Loans held for sale - Loans held for sale are carried at the lower of aggregate cost or fair market value, as determined based upon quotes, bids or sales contract prices, or as may be assessed based upon the fair value of the collateral which is obtained from recent real estate appraisals (Level 2). Adjustments are routinely made in the appraisal process by the appraisers to adjust for differences between the comparable sales and income data available. Such adjustment is typically significant and results in Level 3 classification of the inputs for determining fair value.
Accrued interest receivable - The carrying amount of accrued interest receivable approximates its fair value (Level 1).
Servicing assets or servicing liabilities - Servicing assets or servicing liabilities are carried at implied fair value. The fair values of the servicing assets or servicing liabilities are estimated by discounting future cash flows using market-based discount rates and prepayments speeds. The discount rate is based on the current U.S. Treasury yield curve, as published by the Department of the Treasury, plus a spread for the marketplace risk associated with these assets. (Level 3)
FHLB and FRB stock - The carrying amounts of FHLB and FRB stock approximate fair value as such stock may be resold to the issuer at carrying value (Level 2). Subsequent to the issuance of the Company's consolidated financial statements, the Company determined that investments in FHLB and FRB stock of $17.6 million and $12.3 million, respectively, should be classified as Level 2 rather than Level 1 as originally classified as ownership of these investments is restricted to member banks, the securities are non-marketable equity investments and purchases and sales of these securities are at par with the issuer. Accordingly, the Company has revised the classification of these investments from Level 1 to Level 2 in the table of fair value measurements as of December 31, 2014.
Noninterest-bearing deposits - The fair value of noninterest-bearing deposits is the amount payable on demand at the reporting date (Level 2).
Interest-bearing deposits - The fair value of interest-bearing deposits, such as savings accounts, money market checking, and certificates of deposit, is estimated based on discounted cash flows. The cash flows for non-maturity deposits, including savings accounts and money market checking, are estimated based on their historical decaying experiences. The discount rate used for fair valuation is based on interest rates currently being offered by the Bank on comparable deposits as to amount and term (Level 3).
Borrowings - Borrowings consist of FHLB advances, subordinated debentures and other borrowings. Discounted cash flows based on current market rates for borrowings with similar remaining maturities are used to estimate the fair value of borrowings (Level 3).

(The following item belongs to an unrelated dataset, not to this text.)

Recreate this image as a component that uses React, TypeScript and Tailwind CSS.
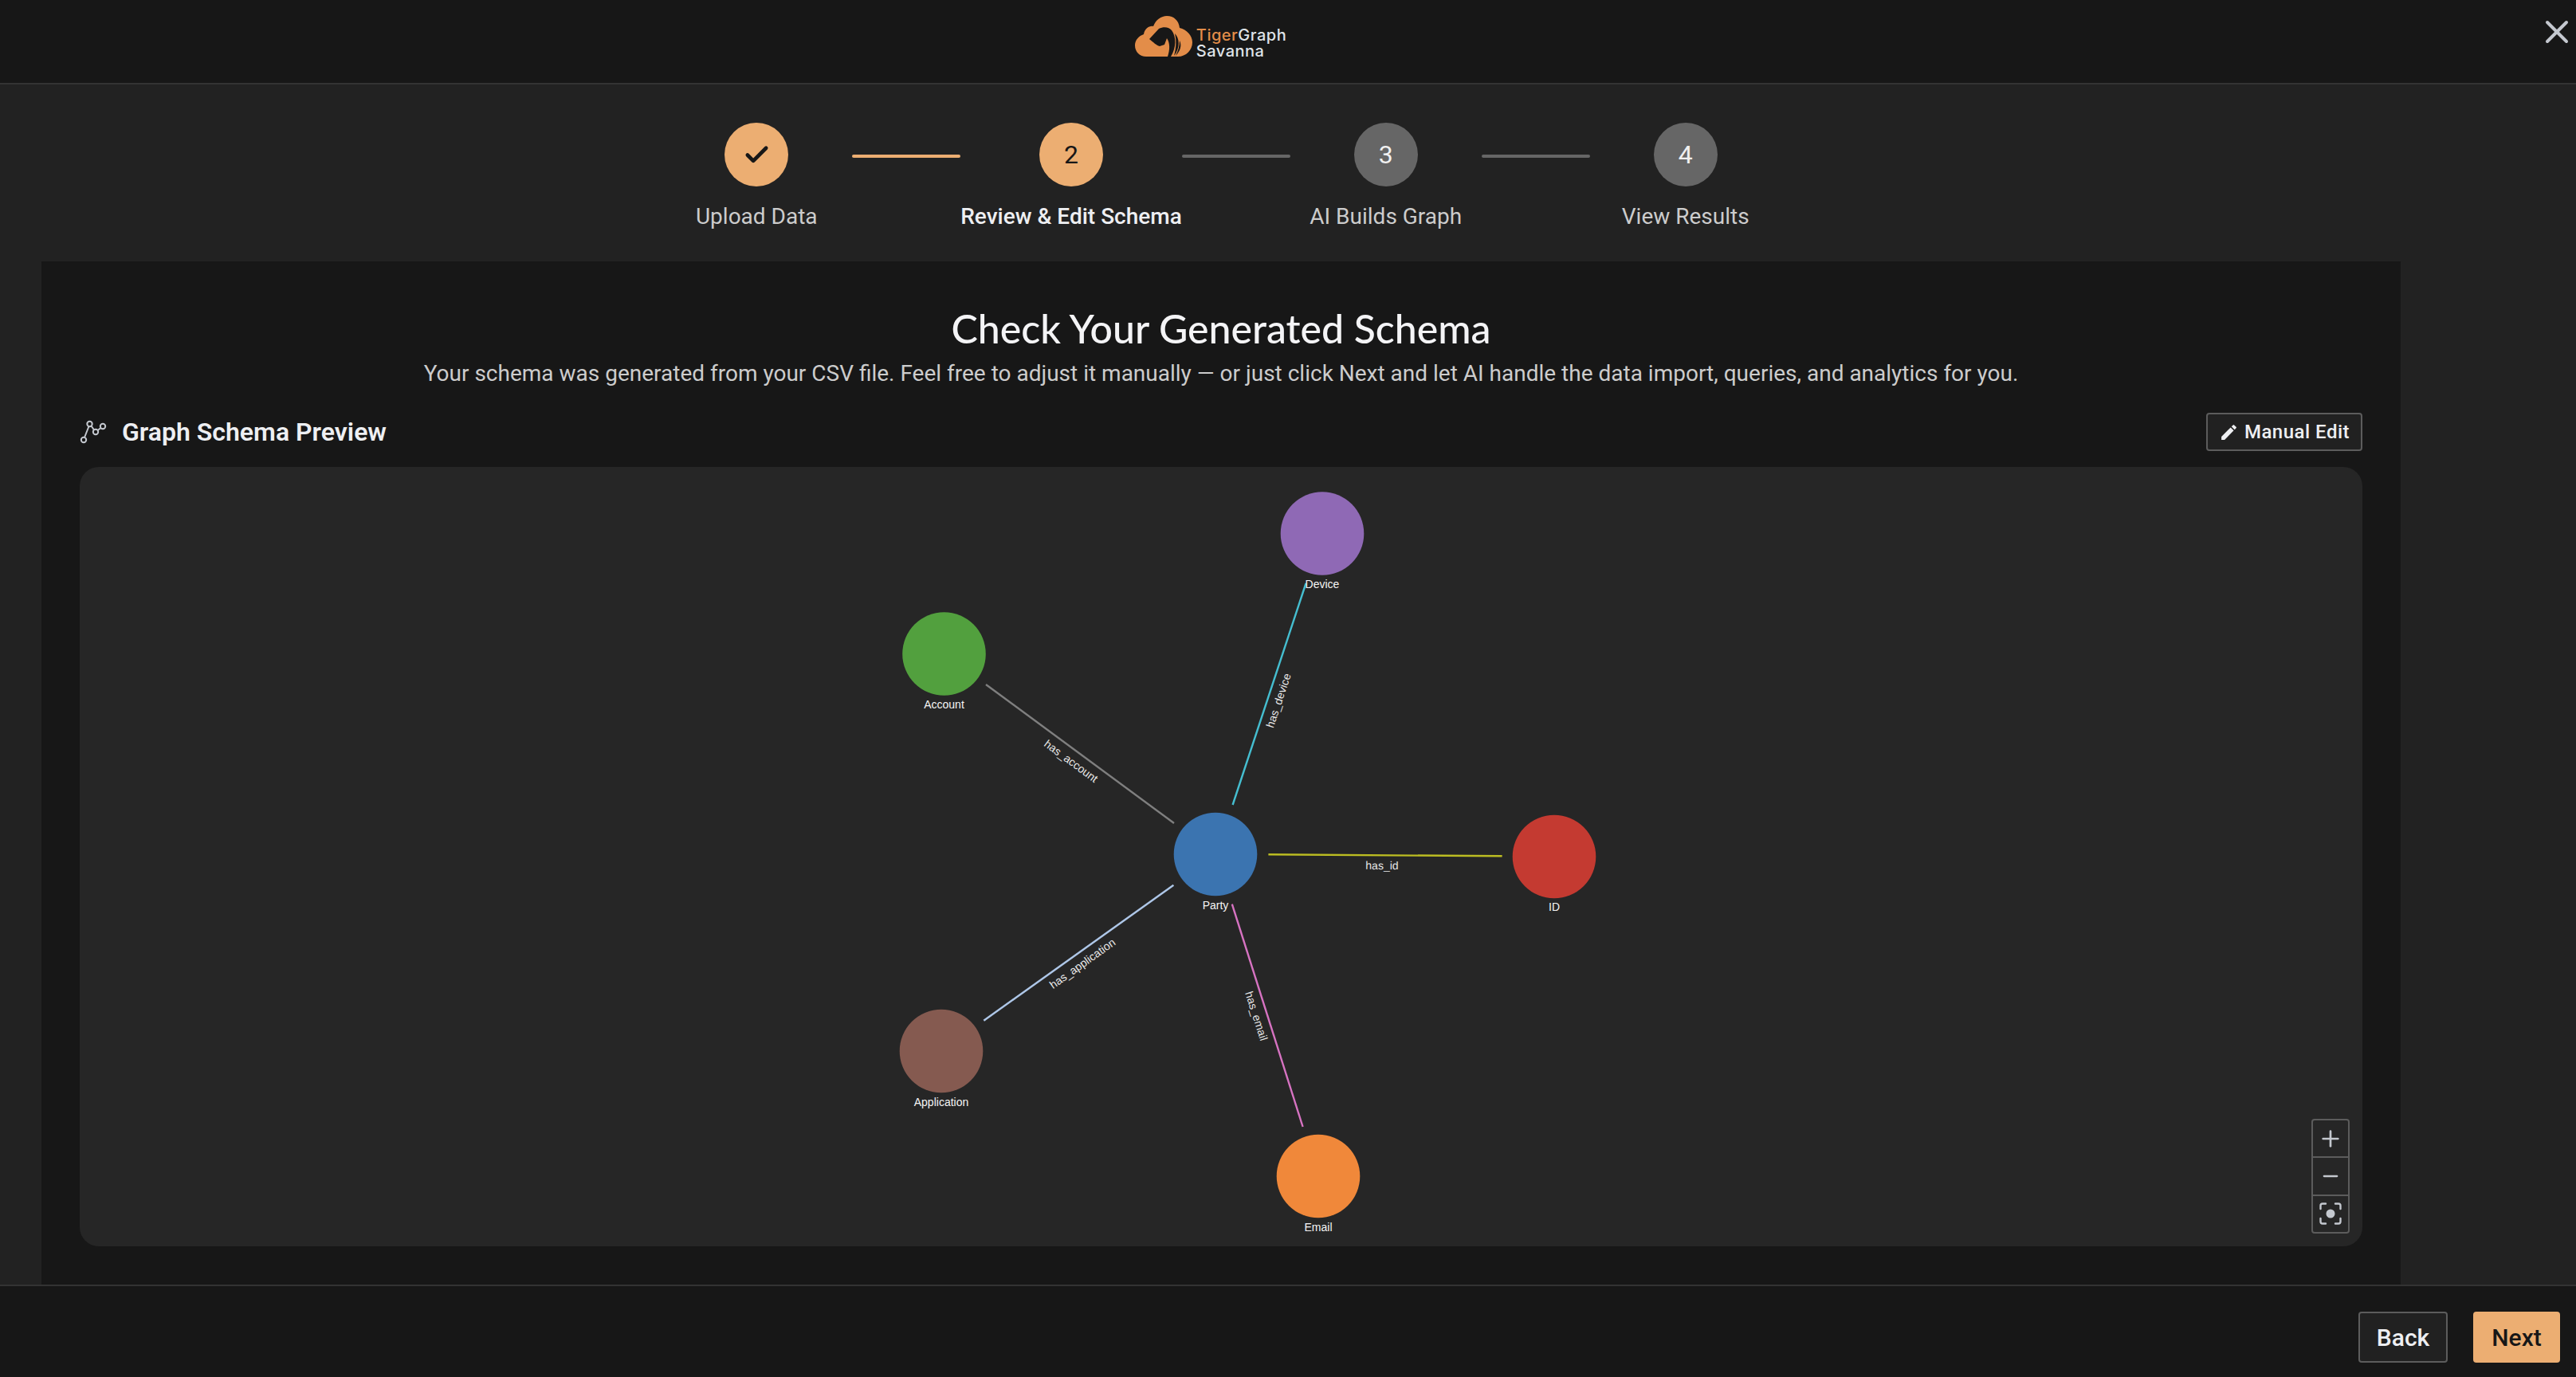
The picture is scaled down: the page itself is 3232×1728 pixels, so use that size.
import { Check, Minus, Plus, X } from 'lucide-react';
import { MdEdit } from 'react-icons/md';

const steps = [
  { label: 'Upload Data', done: true },
  { label: 'Review & Edit Schema', active: true, n: 2 },
  { label: 'AI Builds Graph', n: 3 },
  { label: 'View Results', n: 4 },
];

// positions are relative to the graph panel
const nodes = [
  { name: 'Party', x: 1425, y: 486, color: '#3b74b0', labelY: 550 },
  { name: 'Device', x: 1559, y: 83.5, color: '#8f69b5', labelY: 147 },
  { name: 'Account', x: 1084.5, y: 234.5, color: '#52a03e', labelY: 298 },
  { name: 'ID', x: 1850, y: 489, color: '#c43a31', labelY: 552 },
  { name: 'Application', x: 1081, y: 733, color: '#855a50', labelY: 797 },
  { name: 'Email', x: 1554, y: 890, color: '#f0883a', labelY: 954 },
];

const edges = [
  { name: 'has_account', x1: 1137, y1: 273, x2: 1373, y2: 447, color: '#7f7f7f', lx: 1244, ly: 369, rot: 36.4 },
  { name: 'has_device', x1: 1538.5, y1: 146, x2: 1446.6, y2: 424, color: '#45bed0', lx: 1504, ly: 293, rot: -71.7 },
  { name: 'has_application', x1: 1372.4, y1: 524.7, x2: 1134.3, y2: 694.7, color: '#aec7e8', lx: 1258, ly: 623, rot: -35.5 },
  { name: 'has_email', x1: 1445.8, y1: 548.7, x2: 1534.6, y2: 828, color: '#d773c2', lx: 1476.5, ly: 689, rot: 72.3 },
  { name: 'has_id', x1: 1491.4, y1: 486.3, x2: 1784.6, y2: 488.3, color: '#bcbd22', lx: 1634, ly: 500, rot: 0.4 },
];

function Logo() {
  return (
    <div className="flex items-start gap-[5px]">
      <svg viewBox="0 0 72 52" className="w-[72px] h-[52px]">
        <path
          d="M14 51C6 51 0 45 0 37C0 30 5 25 11 23C12 16 18 12 23 13C26 5 33 0 40 0C49 0 55 6 56 15C65 17 72 25 72 33C72 43 64 51 54 51Z"
          fill="#e38d49"
        />
        <path
          d="M18 29L30 16C36 13 43 14 46 18C52 26 52 40 45 51L41 51C44 42 44 34 40 28L37 36L31 38C27 37 23 33 18 29Z"
          fill="#171717"
        />
        <path d="M50 22C56 28 57 40 49 50C52 40 52 30 50 22Z" fill="#171717" />
        <path d="M56 31C59 37 57 44 51 50C54 44 56 38 56 31Z" fill="#171717" />
      </svg>
      <div className="flex flex-col mt-[14px] text-[20px] leading-[20px] tracking-[0.5px] font-['Inter',sans-serif] font-medium">
        <span>
          <span className="text-[#e38d49]">Tiger</span>
          <span className="text-[#dfe3e8]">Graph</span>
        </span>
        <span className="text-[#dfe3e8]">Savanna</span>
      </div>
    </div>
  );
}

function Stepper() {
  return (
    <div className="flex justify-center pt-[48px] h-[222px]">
      {steps.map((step, i) => (
        <div key={step.label} className="flex">
          {i > 0 && (
            <div className={`w-[136px] h-[4px] mt-[40px] rounded-full ${step.active || step.done ? 'bg-[#ecae72]' : 'bg-[#666666]'}`} />
          )}
          <div className="flex flex-col items-center min-w-[240px]">
            <div
              className={`w-[80px] h-[80px] rounded-full flex items-center justify-center text-[32px] ${
                step.done || step.active ? 'bg-[#ecae72] text-[#171717]' : 'bg-[#666666] text-[#f0f0f0]'
              }`}
            >
              {step.done ? <Check size={35} strokeWidth={3.2} /> : step.n}
            </div>
            <span className={`mt-[18px] text-[28px] leading-[40px] whitespace-nowrap ${step.active ? 'text-[#eeeff2] font-medium' : 'text-[#cccccc]'}`}>
              {step.label}
            </span>
          </div>
        </div>
      ))}
    </div>
  );
}

function SchemaIcon() {
  return (
    <svg viewBox="0 0 34 30" className="w-[34px] h-[30px]" fill="none" stroke="#c4c8cf" strokeWidth="2">
      <circle cx="5" cy="25" r="3.2" />
      <circle cx="12.5" cy="5" r="3.2" />
      <circle cx="20" cy="15" r="3.2" />
      <circle cx="29" cy="8" r="3.2" />
      <path d="M6 22L11.5 8M14.5 7.5L18 12.5M22.5 13L26.5 10" />
    </svg>
  );
}

function FitIcon() {
  return (
    <svg viewBox="0 0 28 28" className="w-[28px] h-[28px]" fill="none" stroke="#c4c8cf" strokeWidth="2.4" strokeLinecap="round">
      <path d="M1.5 8V4C1.5 2.6 2.6 1.5 4 1.5H8M20 1.5H24C25.4 1.5 26.5 2.6 26.5 4V8M26.5 20V24C26.5 25.4 25.4 26.5 24 26.5H20M8 26.5H4C2.6 26.5 1.5 25.4 1.5 24V20" />
      <circle cx="14" cy="14" r="5.5" fill="#c4c8cf" stroke="none" />
    </svg>
  );
}

function SchemaGraph() {
  return (
    <svg viewBox="0 0 2864 978" className="absolute inset-0 w-full h-full font-['Liberation_Sans',Arial,sans-serif]">
      {edges.map((e) => (
        <g key={e.name}>
          <line x1={e.x1} y1={e.y1} x2={e.x2} y2={e.y2} stroke={e.color} strokeWidth="2.4" />
          <text
            x={e.lx}
            y={e.ly}
            transform={`rotate(${e.rot} ${e.lx} ${e.ly})`}
            textAnchor="middle"
            dominantBaseline="central"
            fontSize="14"
            fill="#e8e8e8"
          >
            {e.name}
          </text>
        </g>
      ))}
      {nodes.map((n) => (
        <g key={n.name}>
          <circle cx={n.x} cy={n.y} r="52.3" fill={n.color} />
          <text x={n.x} y={n.labelY} textAnchor="middle" dominantBaseline="central" fontSize="14" fill="#f5f5f5">
            {n.name}
          </text>
        </g>
      ))}
    </svg>
  );
}

export default function App() {
  return (
    <div className="w-[3232px] h-[1728px] flex flex-col overflow-hidden bg-[#222222] font-['Roboto',sans-serif]">
      <header className="relative h-[106px] shrink-0 flex justify-center bg-[#171717] border-b-2 border-[#333333]">
        <div className="mr-[194px] pt-[20px]">
          <Logo />
        </div>
        <button className="absolute top-[16px] right-0 text-[#c4c8cf]">
          <X size={48} strokeWidth={2} />
        </button>
      </header>

      <main className="flex-1 min-h-0 w-[2960px] ml-[52px] flex flex-col">
        <Stepper />
        <section className="flex-1 min-h-0 bg-[#171717] px-[48px] flex flex-col">
          <h1 className="mt-[48px] text-center text-[50px] leading-[72px] text-[#f4f4f6] font-['Lato',sans-serif] font-medium">
            Check Your Generated Schema
          </h1>
          <p className="mt-[3px] text-center text-[28px] leading-[36px] text-[#cccccc]">
            Your schema was generated from your CSV file. Feel free to adjust it manually — or just click Next and let AI handle the data import, queries, and analytics for you.
          </p>
          <div className="mt-[31px] h-[48px] flex items-center justify-between">
            <div className="flex items-center gap-[19px] text-[32px] font-semibold text-[#eeeff2]">
              <SchemaIcon />
              <span>Graph Schema Preview</span>
            </div>
            <button className="w-[196px] h-[48px] flex items-center justify-center gap-[7px] border-2 border-[#5c5c5c] rounded-[4px] bg-[#212121] text-[24px] font-medium tracking-[0.5px] text-[#eeeff2]">
              <MdEdit size={25} />
              Manual Edit
            </button>
          </div>
          <div className="relative mt-[20px] h-[978px] shrink-0 rounded-3xl bg-[#262626]">
            <SchemaGraph />
            <div className="absolute right-[16px] bottom-[16px] w-[48px] h-[144px] flex flex-col border-2 border-[#5c5c5c] rounded-[4px] text-[#c4c8cf] divide-y-2 divide-[#5c5c5c]">
              <button className="flex-1 flex items-center justify-center"><Plus size={32} /></button>
              <button className="flex-1 flex items-center justify-center"><Minus size={28} /></button>
              <button className="flex-1 flex items-center justify-center"><FitIcon /></button>
            </div>
          </div>
        </section>
      </main>

      <footer className="h-[116px] shrink-0 flex items-start justify-end gap-[32px] pt-[32px] pr-[20px] bg-[#171717] border-t-2 border-[#333333]">
        <button className="w-[112px] h-[64px] border-2 border-[#5c5c5c] rounded-[4px] bg-[#212121] text-[30px] font-medium text-[#eeeff2]">
          Back
        </button>
        <button className="w-[109px] h-[64px] rounded-[4px] bg-[#ecae72] text-[30px] font-medium text-[#171717]">
          Next
        </button>
      </footer>
    </div>
  );
}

Accrued interest payable - The carrying amount of accrued interest payable approximates its fair value (Level 1).

Commitments to extend credit and standby letters of credit - The fair values of commitments to extend credit and standby letters of credit are based upon the difference between the current value of similar loans and the price at which the Bank has committed to make the loans (Level 3).